# [The input]
───
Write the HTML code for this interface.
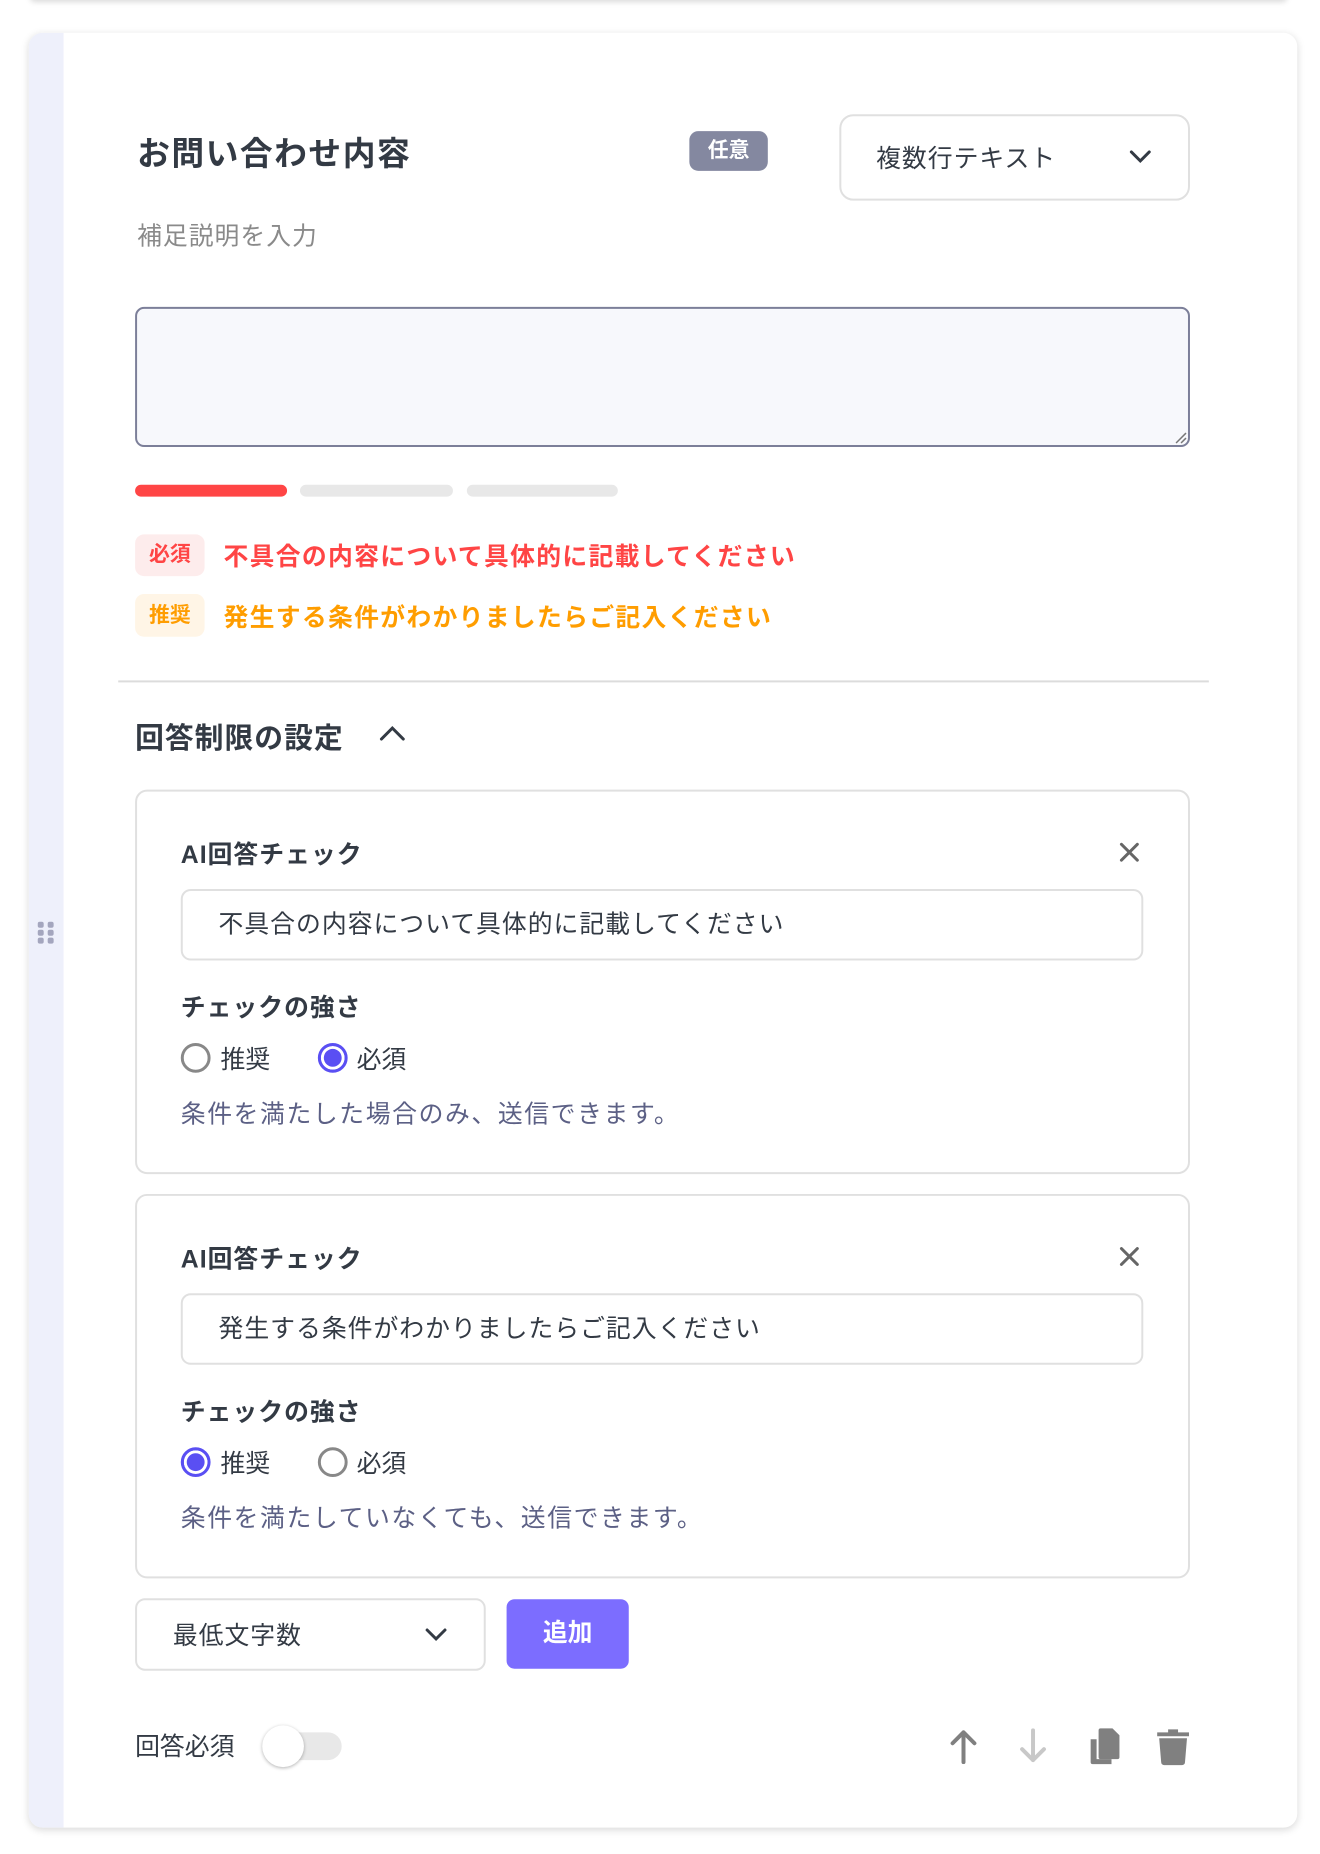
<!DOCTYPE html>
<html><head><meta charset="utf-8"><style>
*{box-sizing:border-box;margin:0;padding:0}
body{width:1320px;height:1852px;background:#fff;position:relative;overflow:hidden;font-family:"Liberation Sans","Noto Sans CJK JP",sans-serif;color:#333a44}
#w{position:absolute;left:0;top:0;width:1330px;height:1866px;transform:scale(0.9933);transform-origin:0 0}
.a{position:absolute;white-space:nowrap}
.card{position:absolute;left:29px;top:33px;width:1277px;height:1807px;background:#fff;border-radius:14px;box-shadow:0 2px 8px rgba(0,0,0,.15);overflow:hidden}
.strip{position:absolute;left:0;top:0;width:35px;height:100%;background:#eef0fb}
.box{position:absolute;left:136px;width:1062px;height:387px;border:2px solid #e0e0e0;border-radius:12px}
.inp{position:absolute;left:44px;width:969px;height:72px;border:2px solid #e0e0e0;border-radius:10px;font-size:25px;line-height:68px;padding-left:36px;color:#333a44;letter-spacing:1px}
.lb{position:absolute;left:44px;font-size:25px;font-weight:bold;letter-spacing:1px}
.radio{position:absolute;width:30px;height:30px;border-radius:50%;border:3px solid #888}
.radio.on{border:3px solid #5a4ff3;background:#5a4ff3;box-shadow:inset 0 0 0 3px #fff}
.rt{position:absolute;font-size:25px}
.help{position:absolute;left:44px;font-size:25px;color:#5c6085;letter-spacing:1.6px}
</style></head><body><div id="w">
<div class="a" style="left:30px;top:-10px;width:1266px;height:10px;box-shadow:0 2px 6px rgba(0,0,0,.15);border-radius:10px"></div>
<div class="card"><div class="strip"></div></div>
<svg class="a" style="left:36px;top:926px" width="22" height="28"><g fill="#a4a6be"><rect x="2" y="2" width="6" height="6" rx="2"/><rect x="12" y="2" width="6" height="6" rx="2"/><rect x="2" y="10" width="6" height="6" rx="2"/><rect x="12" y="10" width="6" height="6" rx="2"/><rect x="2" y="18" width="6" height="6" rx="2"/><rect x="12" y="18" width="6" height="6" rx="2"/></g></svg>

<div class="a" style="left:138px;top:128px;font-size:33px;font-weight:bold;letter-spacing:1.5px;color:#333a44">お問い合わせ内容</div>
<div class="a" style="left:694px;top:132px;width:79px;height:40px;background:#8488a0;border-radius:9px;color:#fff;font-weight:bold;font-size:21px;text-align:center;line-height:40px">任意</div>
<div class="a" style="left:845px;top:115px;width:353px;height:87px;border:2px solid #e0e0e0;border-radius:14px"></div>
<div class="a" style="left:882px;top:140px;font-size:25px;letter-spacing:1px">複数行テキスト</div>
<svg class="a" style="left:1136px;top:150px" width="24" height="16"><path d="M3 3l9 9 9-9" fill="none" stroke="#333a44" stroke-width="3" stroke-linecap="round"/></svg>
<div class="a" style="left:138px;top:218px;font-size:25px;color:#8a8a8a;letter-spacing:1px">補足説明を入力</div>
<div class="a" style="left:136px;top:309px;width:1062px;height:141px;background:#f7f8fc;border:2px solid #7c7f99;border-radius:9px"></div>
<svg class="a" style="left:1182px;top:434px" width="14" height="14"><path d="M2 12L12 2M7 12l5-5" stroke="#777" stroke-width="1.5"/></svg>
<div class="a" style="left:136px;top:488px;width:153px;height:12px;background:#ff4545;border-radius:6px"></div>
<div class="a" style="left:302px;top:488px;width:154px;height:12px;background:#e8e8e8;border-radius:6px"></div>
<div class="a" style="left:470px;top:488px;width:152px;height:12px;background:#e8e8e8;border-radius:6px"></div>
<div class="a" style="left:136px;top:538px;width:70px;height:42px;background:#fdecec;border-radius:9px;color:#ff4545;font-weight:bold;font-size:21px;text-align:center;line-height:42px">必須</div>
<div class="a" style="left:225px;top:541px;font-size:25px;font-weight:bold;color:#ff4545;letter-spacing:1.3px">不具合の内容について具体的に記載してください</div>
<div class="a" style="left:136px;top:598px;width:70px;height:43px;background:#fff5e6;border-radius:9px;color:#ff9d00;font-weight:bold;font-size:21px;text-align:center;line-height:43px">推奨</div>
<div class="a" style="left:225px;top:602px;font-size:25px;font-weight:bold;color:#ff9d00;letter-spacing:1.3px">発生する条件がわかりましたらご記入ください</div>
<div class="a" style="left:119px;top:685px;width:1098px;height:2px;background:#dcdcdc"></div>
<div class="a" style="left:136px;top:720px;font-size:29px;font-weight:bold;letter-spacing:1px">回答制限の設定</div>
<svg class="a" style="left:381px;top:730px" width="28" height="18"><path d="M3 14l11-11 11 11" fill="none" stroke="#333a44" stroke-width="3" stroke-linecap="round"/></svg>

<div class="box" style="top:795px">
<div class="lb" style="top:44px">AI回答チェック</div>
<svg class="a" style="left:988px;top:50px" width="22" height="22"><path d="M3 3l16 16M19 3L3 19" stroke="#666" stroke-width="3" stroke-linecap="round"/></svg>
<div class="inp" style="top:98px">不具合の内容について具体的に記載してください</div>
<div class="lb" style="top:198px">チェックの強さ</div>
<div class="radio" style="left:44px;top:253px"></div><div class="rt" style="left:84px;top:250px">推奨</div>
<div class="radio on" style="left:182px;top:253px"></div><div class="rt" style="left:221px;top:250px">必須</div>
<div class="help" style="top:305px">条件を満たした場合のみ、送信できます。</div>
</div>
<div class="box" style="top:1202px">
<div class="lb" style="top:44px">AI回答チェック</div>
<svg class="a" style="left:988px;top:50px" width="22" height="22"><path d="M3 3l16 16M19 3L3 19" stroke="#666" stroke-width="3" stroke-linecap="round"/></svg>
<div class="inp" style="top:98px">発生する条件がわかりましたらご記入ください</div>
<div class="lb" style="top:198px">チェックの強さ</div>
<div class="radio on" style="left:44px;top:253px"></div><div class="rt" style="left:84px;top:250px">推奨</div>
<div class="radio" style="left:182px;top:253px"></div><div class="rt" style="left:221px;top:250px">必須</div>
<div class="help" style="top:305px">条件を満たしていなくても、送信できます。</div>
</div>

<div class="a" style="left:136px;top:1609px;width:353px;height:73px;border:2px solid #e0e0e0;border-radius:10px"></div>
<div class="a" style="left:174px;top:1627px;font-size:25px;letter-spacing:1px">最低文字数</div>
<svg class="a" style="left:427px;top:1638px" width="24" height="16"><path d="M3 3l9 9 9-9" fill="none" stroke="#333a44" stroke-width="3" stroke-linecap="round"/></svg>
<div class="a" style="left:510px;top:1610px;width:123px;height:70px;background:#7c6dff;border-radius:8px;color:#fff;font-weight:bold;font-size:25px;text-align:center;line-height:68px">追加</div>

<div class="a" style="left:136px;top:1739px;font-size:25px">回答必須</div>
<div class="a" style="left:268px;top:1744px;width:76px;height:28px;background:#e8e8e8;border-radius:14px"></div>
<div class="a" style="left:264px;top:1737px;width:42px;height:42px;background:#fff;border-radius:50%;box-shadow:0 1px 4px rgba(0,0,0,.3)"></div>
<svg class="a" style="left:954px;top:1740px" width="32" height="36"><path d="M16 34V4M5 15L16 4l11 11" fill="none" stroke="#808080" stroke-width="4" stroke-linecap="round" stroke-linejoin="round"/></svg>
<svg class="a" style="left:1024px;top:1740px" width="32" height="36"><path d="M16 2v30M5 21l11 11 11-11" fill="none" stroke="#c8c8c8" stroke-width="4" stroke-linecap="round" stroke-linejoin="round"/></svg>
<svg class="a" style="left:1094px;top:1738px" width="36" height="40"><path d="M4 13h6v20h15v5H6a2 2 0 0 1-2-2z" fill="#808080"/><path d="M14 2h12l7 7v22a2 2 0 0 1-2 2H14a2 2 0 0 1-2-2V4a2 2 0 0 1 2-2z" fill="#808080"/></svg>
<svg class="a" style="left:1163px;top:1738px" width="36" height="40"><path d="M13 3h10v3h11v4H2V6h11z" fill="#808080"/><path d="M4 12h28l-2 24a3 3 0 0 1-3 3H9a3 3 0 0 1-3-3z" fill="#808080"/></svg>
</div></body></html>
───
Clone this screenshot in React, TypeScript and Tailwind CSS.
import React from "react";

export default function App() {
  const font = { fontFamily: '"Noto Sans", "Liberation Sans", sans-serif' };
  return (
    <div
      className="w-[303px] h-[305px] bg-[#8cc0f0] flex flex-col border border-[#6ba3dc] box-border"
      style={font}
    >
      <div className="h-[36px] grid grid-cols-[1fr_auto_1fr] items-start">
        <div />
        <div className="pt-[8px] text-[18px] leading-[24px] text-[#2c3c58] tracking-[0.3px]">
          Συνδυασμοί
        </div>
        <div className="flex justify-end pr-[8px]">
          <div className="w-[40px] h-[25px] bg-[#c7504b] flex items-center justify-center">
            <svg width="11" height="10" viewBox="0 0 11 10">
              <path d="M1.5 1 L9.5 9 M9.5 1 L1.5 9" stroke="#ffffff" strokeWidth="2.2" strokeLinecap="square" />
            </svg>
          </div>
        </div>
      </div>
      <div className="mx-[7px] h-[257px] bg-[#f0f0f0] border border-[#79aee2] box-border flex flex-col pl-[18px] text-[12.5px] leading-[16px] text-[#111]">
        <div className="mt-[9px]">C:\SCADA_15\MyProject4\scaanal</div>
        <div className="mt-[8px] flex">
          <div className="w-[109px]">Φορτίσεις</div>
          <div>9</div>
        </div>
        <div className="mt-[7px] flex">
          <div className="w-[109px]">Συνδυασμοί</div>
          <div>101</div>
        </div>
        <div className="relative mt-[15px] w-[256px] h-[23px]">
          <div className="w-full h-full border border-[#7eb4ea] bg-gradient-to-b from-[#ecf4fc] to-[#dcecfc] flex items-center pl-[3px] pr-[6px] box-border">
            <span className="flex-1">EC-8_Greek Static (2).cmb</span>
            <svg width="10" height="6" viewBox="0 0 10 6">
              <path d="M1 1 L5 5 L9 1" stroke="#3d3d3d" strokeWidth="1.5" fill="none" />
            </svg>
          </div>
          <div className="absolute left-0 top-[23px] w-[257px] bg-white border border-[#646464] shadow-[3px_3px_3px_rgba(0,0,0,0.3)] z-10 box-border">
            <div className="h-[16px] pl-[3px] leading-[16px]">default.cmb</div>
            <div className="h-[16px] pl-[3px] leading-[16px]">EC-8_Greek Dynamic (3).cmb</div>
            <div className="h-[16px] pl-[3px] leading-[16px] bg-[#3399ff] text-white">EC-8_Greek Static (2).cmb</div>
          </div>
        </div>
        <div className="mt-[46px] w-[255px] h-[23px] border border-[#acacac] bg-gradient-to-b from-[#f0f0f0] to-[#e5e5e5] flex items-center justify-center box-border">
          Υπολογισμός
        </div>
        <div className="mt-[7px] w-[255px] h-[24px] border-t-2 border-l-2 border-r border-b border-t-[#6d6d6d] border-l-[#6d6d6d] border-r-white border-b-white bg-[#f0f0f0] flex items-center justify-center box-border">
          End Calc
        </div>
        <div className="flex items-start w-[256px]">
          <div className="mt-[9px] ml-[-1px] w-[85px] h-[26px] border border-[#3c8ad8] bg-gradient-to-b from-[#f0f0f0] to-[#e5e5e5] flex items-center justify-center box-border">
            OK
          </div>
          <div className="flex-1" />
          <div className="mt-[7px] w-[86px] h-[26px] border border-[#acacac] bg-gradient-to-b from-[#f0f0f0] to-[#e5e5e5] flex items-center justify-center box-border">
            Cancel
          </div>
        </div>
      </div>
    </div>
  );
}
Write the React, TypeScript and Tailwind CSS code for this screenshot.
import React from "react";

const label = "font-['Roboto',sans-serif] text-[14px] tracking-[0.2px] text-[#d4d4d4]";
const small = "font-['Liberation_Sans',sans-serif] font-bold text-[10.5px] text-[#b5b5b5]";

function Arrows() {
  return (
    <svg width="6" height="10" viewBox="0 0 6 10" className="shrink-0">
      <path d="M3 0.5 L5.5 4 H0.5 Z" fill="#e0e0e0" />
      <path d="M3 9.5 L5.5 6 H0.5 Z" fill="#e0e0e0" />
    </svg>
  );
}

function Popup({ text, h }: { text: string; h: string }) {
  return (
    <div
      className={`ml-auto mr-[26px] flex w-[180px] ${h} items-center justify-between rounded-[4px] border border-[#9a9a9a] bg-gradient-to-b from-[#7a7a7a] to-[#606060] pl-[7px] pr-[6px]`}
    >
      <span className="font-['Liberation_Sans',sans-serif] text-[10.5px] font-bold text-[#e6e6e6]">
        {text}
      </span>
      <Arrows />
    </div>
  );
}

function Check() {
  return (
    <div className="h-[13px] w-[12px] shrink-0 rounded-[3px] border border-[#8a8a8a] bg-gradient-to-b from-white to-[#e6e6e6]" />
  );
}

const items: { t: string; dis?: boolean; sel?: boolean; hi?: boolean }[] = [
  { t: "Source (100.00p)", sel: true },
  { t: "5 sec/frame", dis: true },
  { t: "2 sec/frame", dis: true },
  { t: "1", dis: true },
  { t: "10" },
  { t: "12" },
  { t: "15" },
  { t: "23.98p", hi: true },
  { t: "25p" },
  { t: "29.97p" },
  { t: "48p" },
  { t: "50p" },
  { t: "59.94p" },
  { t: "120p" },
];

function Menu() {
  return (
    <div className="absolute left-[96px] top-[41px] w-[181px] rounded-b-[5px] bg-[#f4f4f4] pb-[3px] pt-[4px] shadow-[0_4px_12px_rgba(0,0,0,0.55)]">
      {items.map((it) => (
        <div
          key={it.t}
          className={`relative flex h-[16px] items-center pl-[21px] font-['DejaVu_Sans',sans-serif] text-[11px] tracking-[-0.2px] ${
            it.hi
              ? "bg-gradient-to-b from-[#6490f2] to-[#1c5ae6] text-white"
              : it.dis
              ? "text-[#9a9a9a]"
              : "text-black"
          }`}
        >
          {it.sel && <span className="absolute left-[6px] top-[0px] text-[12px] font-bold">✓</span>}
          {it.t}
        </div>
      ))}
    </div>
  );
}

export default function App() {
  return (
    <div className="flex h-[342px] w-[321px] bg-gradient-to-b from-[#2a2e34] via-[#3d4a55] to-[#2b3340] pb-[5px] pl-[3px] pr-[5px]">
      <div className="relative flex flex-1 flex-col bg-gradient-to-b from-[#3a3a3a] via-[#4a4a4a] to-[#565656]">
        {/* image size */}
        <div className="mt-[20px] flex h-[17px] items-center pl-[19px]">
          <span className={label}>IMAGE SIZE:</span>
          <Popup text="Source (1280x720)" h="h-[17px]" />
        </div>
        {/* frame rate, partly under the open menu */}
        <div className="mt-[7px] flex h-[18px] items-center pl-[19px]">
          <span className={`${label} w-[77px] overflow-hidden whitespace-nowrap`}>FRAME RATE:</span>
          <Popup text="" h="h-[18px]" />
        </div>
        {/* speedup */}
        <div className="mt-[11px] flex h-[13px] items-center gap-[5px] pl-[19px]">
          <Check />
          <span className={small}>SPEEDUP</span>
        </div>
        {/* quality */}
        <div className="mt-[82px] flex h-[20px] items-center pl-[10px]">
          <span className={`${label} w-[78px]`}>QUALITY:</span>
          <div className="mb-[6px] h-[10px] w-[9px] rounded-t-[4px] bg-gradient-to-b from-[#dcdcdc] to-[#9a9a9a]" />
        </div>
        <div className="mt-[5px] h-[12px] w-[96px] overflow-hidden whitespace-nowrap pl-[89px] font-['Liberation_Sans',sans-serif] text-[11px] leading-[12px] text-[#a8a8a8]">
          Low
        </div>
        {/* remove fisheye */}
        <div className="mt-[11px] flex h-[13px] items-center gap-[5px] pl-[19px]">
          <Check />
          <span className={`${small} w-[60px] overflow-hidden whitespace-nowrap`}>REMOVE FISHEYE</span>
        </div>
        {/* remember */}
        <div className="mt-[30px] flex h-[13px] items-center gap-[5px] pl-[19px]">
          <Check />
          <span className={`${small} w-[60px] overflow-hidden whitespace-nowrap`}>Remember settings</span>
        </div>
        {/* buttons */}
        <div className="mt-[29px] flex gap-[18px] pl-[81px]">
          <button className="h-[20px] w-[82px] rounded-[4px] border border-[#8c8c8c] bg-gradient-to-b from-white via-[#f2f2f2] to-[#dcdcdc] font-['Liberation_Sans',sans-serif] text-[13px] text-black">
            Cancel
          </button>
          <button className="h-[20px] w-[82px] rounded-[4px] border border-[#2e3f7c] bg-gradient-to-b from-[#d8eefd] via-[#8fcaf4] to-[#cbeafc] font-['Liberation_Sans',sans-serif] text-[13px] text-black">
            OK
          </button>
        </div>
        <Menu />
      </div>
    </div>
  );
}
───
# [Task prompt]
Return each full line of the entries that contains the word "Write".

# [The result]
Write the HTML code for this interface.
Write the React, TypeScript and Tailwind CSS code for this screenshot.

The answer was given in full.